Set task: Lines holding the string "components" are the ones to copy; find them all in the data.

Data shown:

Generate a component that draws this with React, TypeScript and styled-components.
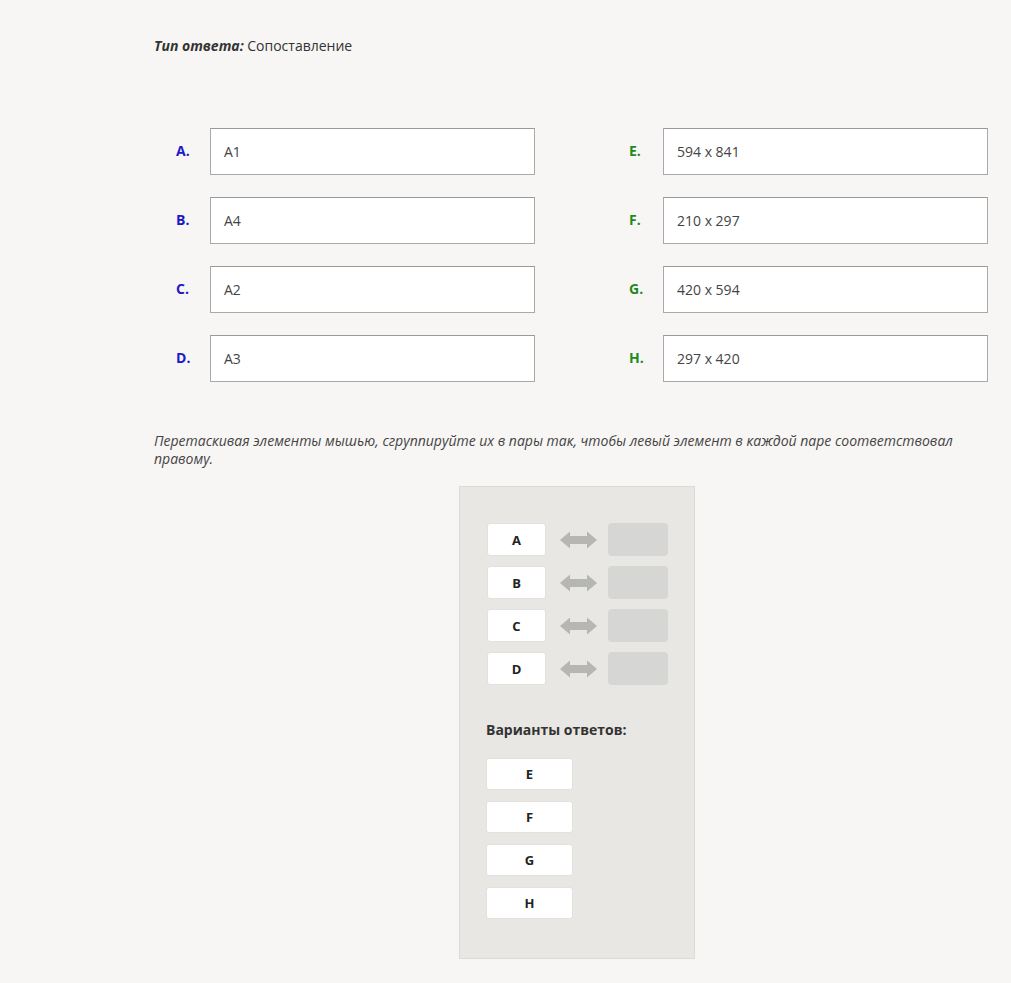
import React from "react";
import styled, { createGlobalStyle } from "styled-components";

const GlobalStyle = createGlobalStyle`
  html, body {
    margin: 0;
    padding: 0;
    background: #f7f6f4;
  }
  body {
    font-family: "Open Sans", "Liberation Sans", sans-serif;
    color: #333;
  }
`;

const Page = styled.div`
  width: 1011px;
  padding: 37px 0 24px 154px;
  box-sizing: border-box;
`;

const AnswerType = styled.div`
  font-size: 14px;
  line-height: 18px;
  color: #333;

  & > b {
    font-style: italic;
    font-weight: 700;
  }
`;

const Options = styled.div`
  display: grid;
  grid-template-columns: 381px 381px;
  column-gap: 72px;
  row-gap: 22px;
  margin-top: 73px;
`;

const Option = styled.div`
  display: flex;
  align-items: center;
  padding-left: 22px;
`;

const Letter = styled.span<{ $tone: "left" | "right" }>`
  width: 34px;
  margin-top: -2px;
  font-size: 14px;
  font-weight: 700;
  color: ${(p) => (p.$tone === "left" ? "#1a1ac8" : "#1e8a1e")};
`;

const Field = styled.div`
  flex: 1;
  height: 47px;
  box-sizing: border-box;
  border: 1px solid #a9a9a9;
  border-top-color: #9a9a9a;
  background: #fff;
  display: flex;
  align-items: center;
  padding-left: 13px;
  font-size: 14px;
  color: #444;
`;

const Hint = styled.p`
  margin: 50px 0 0;
  width: 805px;
  font-size: 14px;
  line-height: 18px;
  font-style: italic;
  color: #444;
`;

const Board = styled.div`
  width: 236px;
  margin: 18px 0 0 305px;
  box-sizing: border-box;
  background: #e8e7e4;
  border: 1px solid #dcdbd8;
  padding: 36px 0 39px 27px;
`;

const Pairs = styled.div`
  display: flex;
  flex-direction: column;
  gap: 10px;
`;

const Pair = styled.div`
  display: flex;
  align-items: center;
`;

const Chip = styled.div<{ $w: number; $h: number }>`
  width: ${(p) => p.$w}px;
  height: ${(p) => p.$h}px;
  box-sizing: border-box;
  background: #fff;
  border: 1px solid #e2e1de;
  border-radius: 3px;
  display: flex;
  align-items: center;
  justify-content: center;
  font-size: 13px;
  font-weight: 700;
  color: #222;
`;

const Slot = styled.div`
  width: 60px;
  height: 33px;
  background: #d6d6d5;
  border-radius: 4px;
`;

const ArrowBox = styled.div`
  width: 37px;
  margin: 0 11px 0 14px;
  display: flex;
  align-items: center;
`;

const Heading = styled.div`
  margin-top: 35px;
  margin-left: -1px;
  font-size: 14px;
  font-weight: 700;
  color: #333;
`;

const Answers = styled.div`
  display: flex;
  flex-direction: column;
  gap: 11px;
  margin-top: 19px;
  margin-left: -1px;
`;

const Arrow = () => (
  <svg width="37" height="20" viewBox="0 0 37 20">
    <polygon
      points="0,10 10,1.5 10,6 27,6 27,1.5 37,10 27,18.5 27,14 10,14 10,18.5"
      fill="#b6b6b5"
    />
  </svg>
);

const left = [
  ["A", "A1"],
  ["B", "A4"],
  ["C", "A2"],
  ["D", "A3"],
];
const right = [
  ["E", "594 x 841"],
  ["F", "210 x 297"],
  ["G", "420 x 594"],
  ["H", "297 x 420"],
];

export default function App() {
  return (
    <Page>
      <GlobalStyle />
      <AnswerType>
        <b>Тип ответа:</b> Сопоставление
      </AnswerType>

      <Options>
        {left.map((l, i) => (
          <React.Fragment key={l[0]}>
            <Option>
              <Letter $tone="left">{l[0]}.</Letter>
              <Field>{l[1]}</Field>
            </Option>
            <Option>
              <Letter $tone="right">{right[i][0]}.</Letter>
              <Field>{right[i][1]}</Field>
            </Option>
          </React.Fragment>
        ))}
      </Options>

      <Hint>
        Перетаскивая элементы мышью, сгруппируйте их в пары так, чтобы левый
        элемент в каждой паре соответствовал правому.
      </Hint>

      <Board>
        <Pairs>
          {left.map((l) => (
            <Pair key={l[0]}>
              <Chip $w={59} $h={33}>
                {l[0]}
              </Chip>
              <ArrowBox>
                <Arrow />
              </ArrowBox>
              <Slot />
            </Pair>
          ))}
        </Pairs>
        <Heading>Варианты ответов:</Heading>
        <Answers>
          {right.map((r) => (
            <Chip key={r[0]} $w={87} $h={32}>
              {r[0]}
            </Chip>
          ))}
        </Answers>
      </Board>
    </Page>
  );
}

Output of the exercise:
Generate a component that draws this with React, TypeScript and styled-components.
import styled, { createGlobalStyle } from "styled-components";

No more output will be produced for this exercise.